The protein Akt, also known as Protein Kinase B, regulates fundamental processes like cell growth, proliferation, and metabolism. When the Akt signaling pathway is dysregulated, it can contribute to the development of diseases, including cancer and metabolic disorders. Like all proteins, Akt possesses a distinct molecular size and weight. Understanding these properties allows for its identification and characterization in biological research.
How Protein Size is Measured
Proteins are large molecules constructed from building blocks called amino acids. A protein’s size is described by its molecular weight, representing the combined mass of all atoms in the molecule. The standard unit is the Dalton (Da), but because proteins are large, their mass is expressed in kilodaltons (kDa), where one kilodalton equals 1,000 Daltons.

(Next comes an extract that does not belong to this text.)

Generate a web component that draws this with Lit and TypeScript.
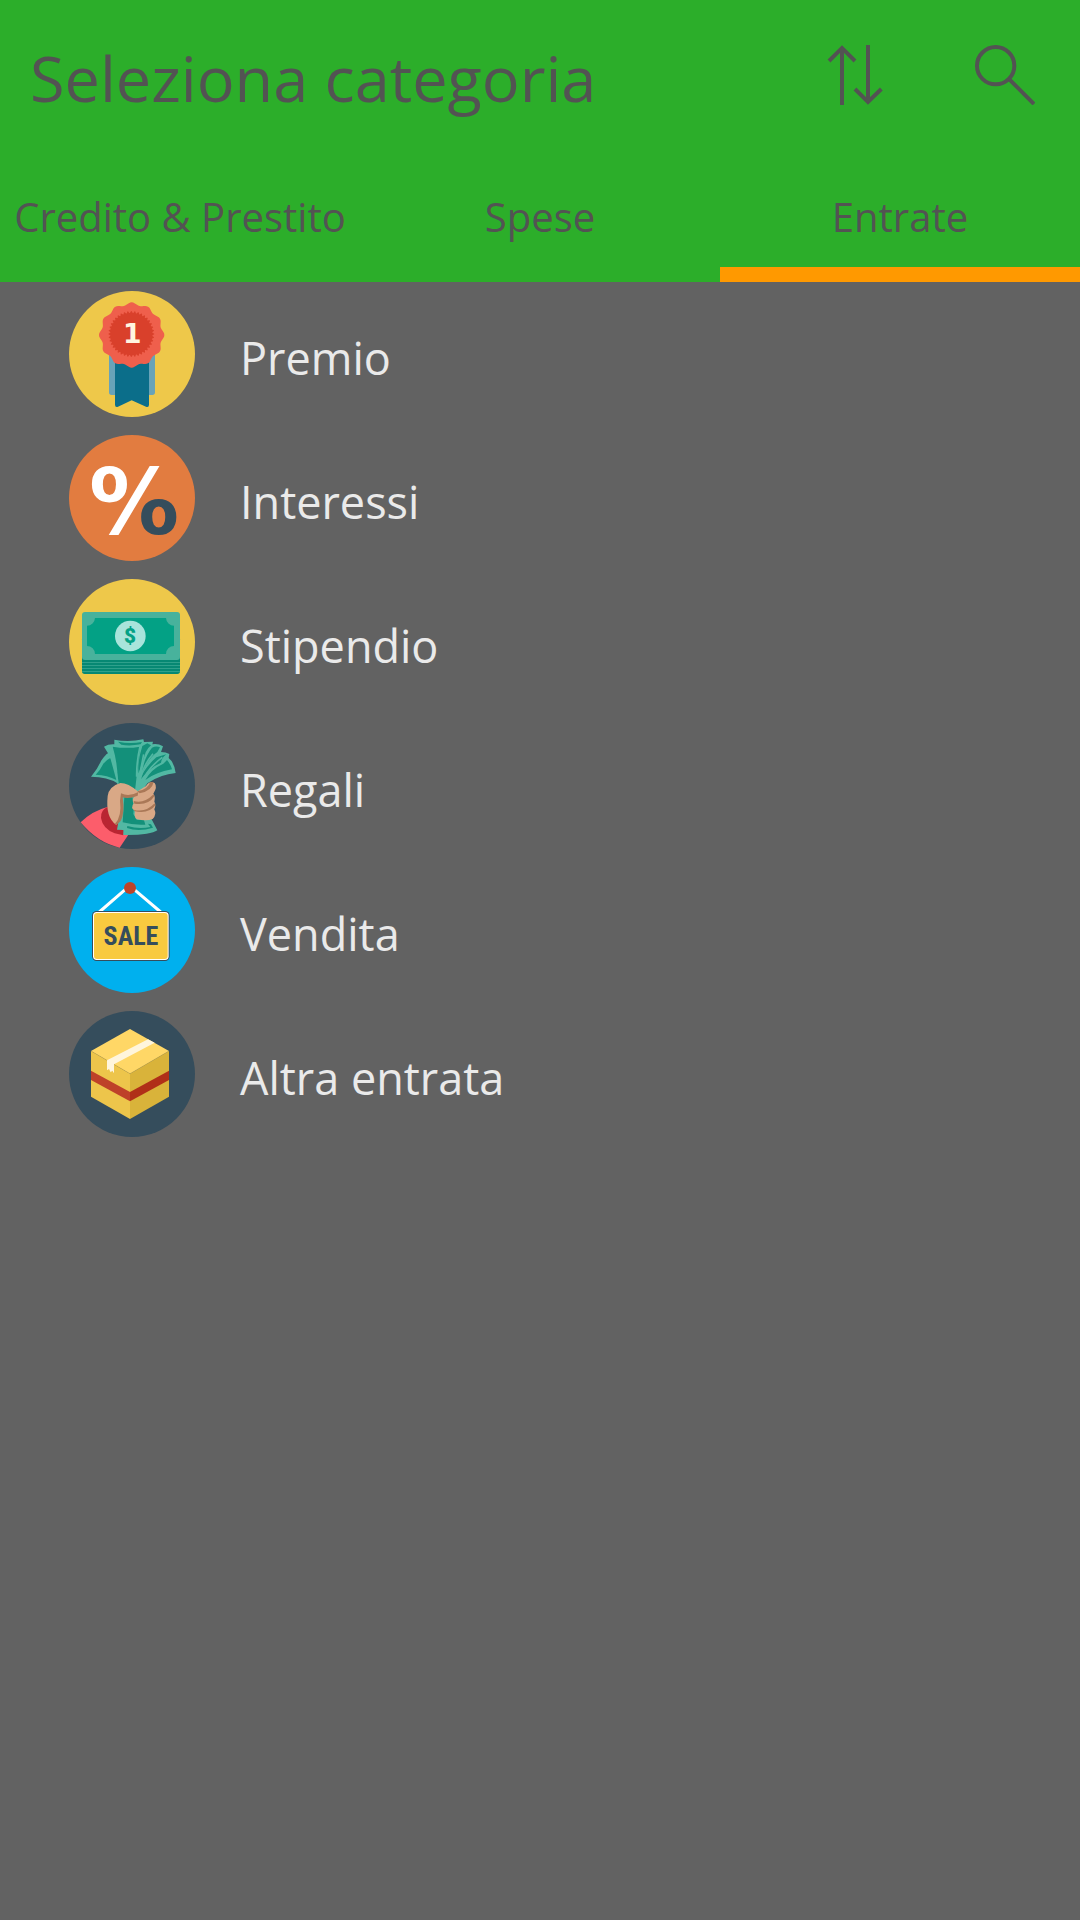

A protein’s molecular weight is directly related to the number of amino acids it contains. On average, a single amino acid has a molecular weight of approximately 110 Daltons. This allows for an estimation of a protein’s size from its amino acid count; for example, a protein with 500 amino acids has an approximate molecular weight of 55 kDa.

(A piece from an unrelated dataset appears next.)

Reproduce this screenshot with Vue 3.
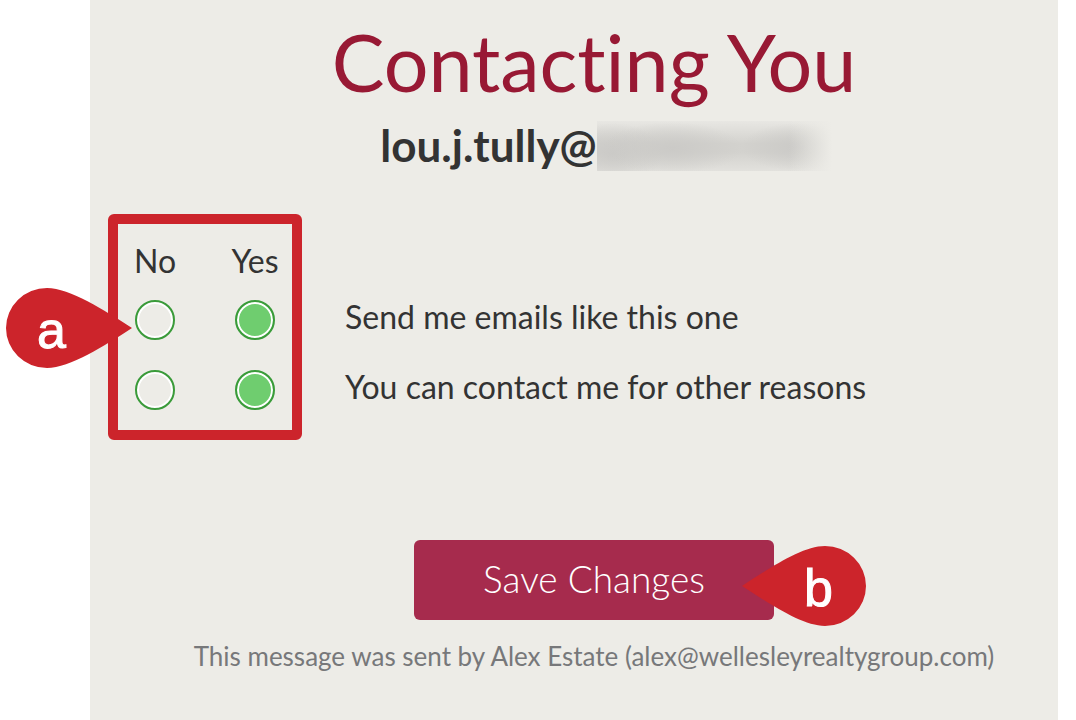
<script setup>
import { reactive } from 'vue'

const sender = 'Alex Estate'
const senderEmail = 'alex@wellesleyrealtygroup.com'
const preferences = reactive([
  { id: 'similar', label: 'Send me emails like this one', value: 'yes' },
  { id: 'other', label: 'You can contact me for other reasons', value: 'yes' },
])
</script>

<template>
  <main class="page">
    <form class="panel" @submit.prevent>
      <h1 class="title">Contacting You</h1>
      <p class="address">lou.j.tully@<span class="redacted" aria-hidden="true"></span></p>

      <div class="choices">
        <table class="grid">
          <thead>
            <tr>
              <th id="col-no" scope="col">No</th>
              <th id="col-yes" scope="col">Yes</th>
              <td></td>
            </tr>
          </thead>
          <tbody>
            <tr v-for="item in preferences" :key="item.id">
              <td>
                <input v-model="item.value" type="radio" :name="item.id" value="no" :aria-labelledby="`col-no label-${item.id}`" />
              </td>
              <td>
                <input :id="item.id" v-model="item.value" type="radio" :name="item.id" value="yes" :aria-labelledby="`col-yes label-${item.id}`" />
              </td>
              <td class="text"><label :id="`label-${item.id}`" :for="item.id">{{ item.label }}</label></td>
            </tr>
          </tbody>
        </table>
        <div class="frame"></div>
        <div class="pin pin-a">
          <svg width="126" height="80" viewBox="0 0 126 80"><path d="M126 40C98 22 64 0 41 0A41 40 0 0 0 41 80C64 80 98 58 126 40Z" /></svg>
          <span>a</span>
        </div>
      </div>

      <div class="action">
        <button type="submit" class="save">Save Changes</button>
        <div class="pin pin-b">
          <svg width="124" height="80" viewBox="0 0 124 80"><path d="M0 40C28 22 60 0 83 0A41 40 0 0 1 83 80C60 80 28 58 0 40Z" /></svg>
          <span>b</span>
        </div>
      </div>
      <p class="note">This message was sent by {{ sender }} ({{ senderEmail }})</p>
    </form>
  </main>
</template>

<style>
body {
  background: #fff;
}
</style>

<style scoped>
.page {
  padding: 0 18px 0 90px;
  font-family: Lato, "Open Sans", sans-serif;
  font-variant-ligatures: none;
  color: #333;
}
.panel {
  box-sizing: border-box;
  min-height: 100vh;
  padding: 16px 0 0 40px;
  background: #edece7;
}
.title {
  margin: 0;
  font-size: 79px;
  line-height: 92px;
  font-weight: 400;
  text-align: center;
  color: #981934;
}
.address {
  display: flex;
  justify-content: center;
  align-items: flex-end;
  margin: 11px 0 0;
  font-size: 44px;
  line-height: 52px;
  font-weight: 700;
}
.redacted {
  width: 240px;
  height: 50px;
  margin-right: -29px;
  background:
    linear-gradient(90deg, transparent 80%, #edece7 98%),
    radial-gradient(56px 24px at 200px 26px, #cbcac7 0%, transparent 100%),
    radial-gradient(70px 26px at 75px 27px, #cbcac7 0%, transparent 100%),
    radial-gradient(50px 30px at 16px 32px, #cbcac7 0%, transparent 100%),
    linear-gradient(180deg, #e8e7e3 0%, #d3d2ce 45%, #d3d2ce 62%, #e2e1dd 100%);
}
.choices {
  position: relative;
  margin: 68px 0 0 -25px;
}
.grid {
  border-collapse: collapse;
  font-size: 32px;
  line-height: 40px;
}
.grid th,
.grid td {
  min-width: 100px;
  box-sizing: border-box;
  padding: 0;
  font-weight: 400;
  text-align: left;
}
.grid th {
  height: 46px;
  padding-bottom: 2px;
  text-align: center;
}
.grid tbody td {
  height: 70px;
}
.grid td {
  text-align: center;
}
.grid .text {
  padding: 0 0 6px 40px;
  text-align: left;
}
.grid input {
  appearance: none;
  display: block;
  width: 40px;
  height: 40px;
  margin: 0 auto;
  border: 2px solid #3a9b3a;
  border-radius: 50%;
  background: #edece7;
  box-shadow: inset 0 0 0 2px #fff;
}
.grid input:checked {
  background: #6fcd6f;
}
.frame {
  position: absolute;
  top: -25px;
  left: 3px;
  box-sizing: border-box;
  width: 194px;
  height: 226px;
  border: 10px solid #cc242b;
  border-radius: 6px;
  pointer-events: none;
}
.pin {
  position: absolute;
  height: 80px;
  pointer-events: none;
}
.pin svg {
  display: block;
  fill: #cc242b;
}
.pin span {
  position: absolute;
  top: 10px;
  font: 52px/64px "Liberation Sans", Arial, sans-serif;
  color: #fff;
  -webkit-text-stroke: 1px #fff;
}
.pin-a {
  top: 49px;
  left: -99px;
}
.pin-a span {
  left: 31px;
}
.pin-b {
  top: 6px;
  left: 328px;
}
.pin-b span {
  left: 62px;
}
.action {
  position: relative;
  width: 360px;
  margin: 115px auto 0;
}
.save {
  display: block;
  width: 100%;
  height: 80px;
  padding: 0 0 2px;
  border: 0;
  border-radius: 6px;
  background: #a62b4d;
  color: #fff;
  font: 300 37px/40px Lato, "Open Sans", sans-serif;
}
.note {
  margin: 20px 0 0;
  font-size: 26px;
  line-height: 32px;
  text-align: center;
  color: #77787a;
}
</style>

Dimensions of Akt Protein Isoforms
In humans, Akt exists as a family of three distinct proteins known as isoforms: Akt1, Akt2, and Akt3. These isoforms share a high degree of similarity but are encoded by different genes. This genetic distinction results in slight variations in their amino acid sequences, which leads to small differences in their molecular weight.
The calculated molecular weight for human Akt1 is approximately 56 kDa (480 amino acids), while Akt2 is very similar at 56.1 kDa (481 amino acids). The Akt3 isoform has a calculated weight of around 55.8 kDa (479 amino acids). However, it often appears larger in experiments, in the 59-62 kDa range.

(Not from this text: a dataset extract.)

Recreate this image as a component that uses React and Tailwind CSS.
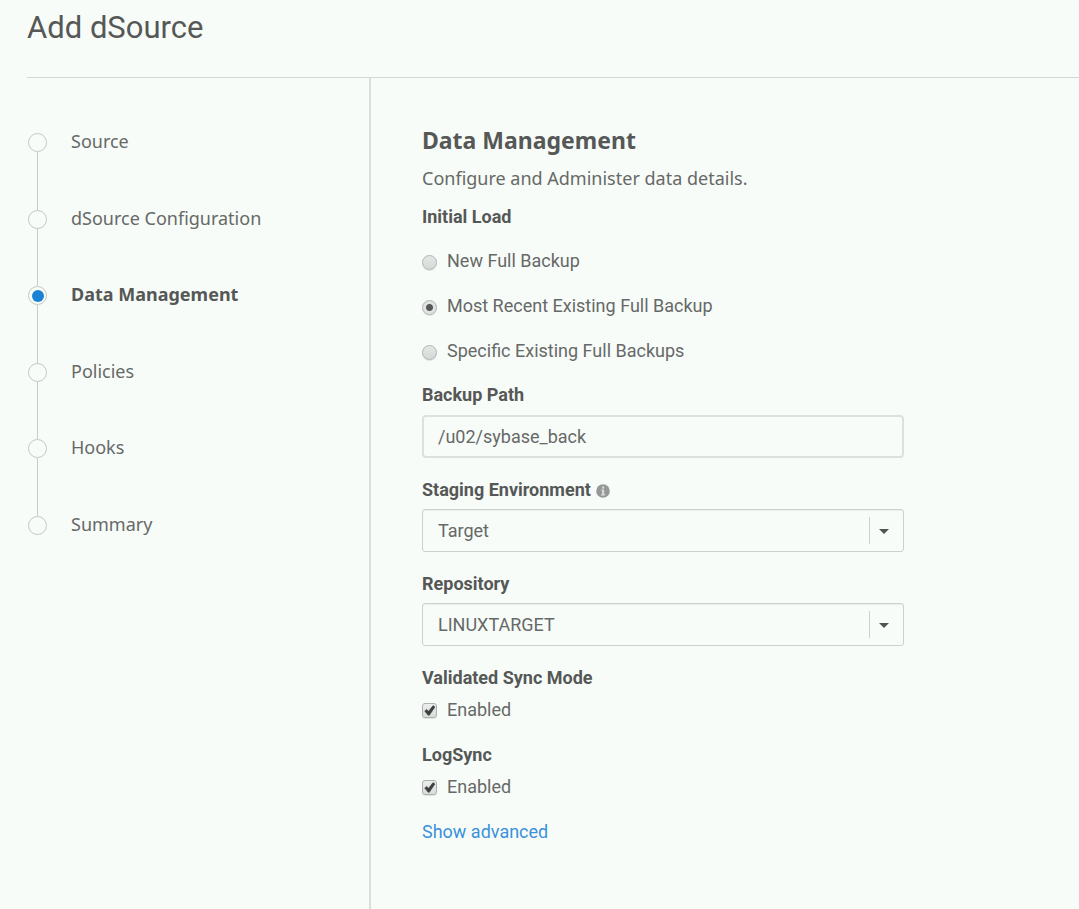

Practical Importance of Akt’s Size
The molecular weight of each Akt isoform is important in biomedical research. It serves as a primary identifier in the Western blot, a common technique that separates proteins based on size. An electrical current pulls proteins through a gel matrix, and by comparing the protein bands to a molecular weight ladder, researchers can identify the Akt isoforms, which appear around the 56-62 kDa mark.
The apparent size of Akt can also indicate its activity state. A post-translational modification called phosphorylation activates Akt by adding phosphate groups. This addition increases the protein’s mass, causing it to appear as a slightly heavier band (around 60 kDa) on a Western blot. This size shift is a valuable indicator for scientists studying cellular signaling.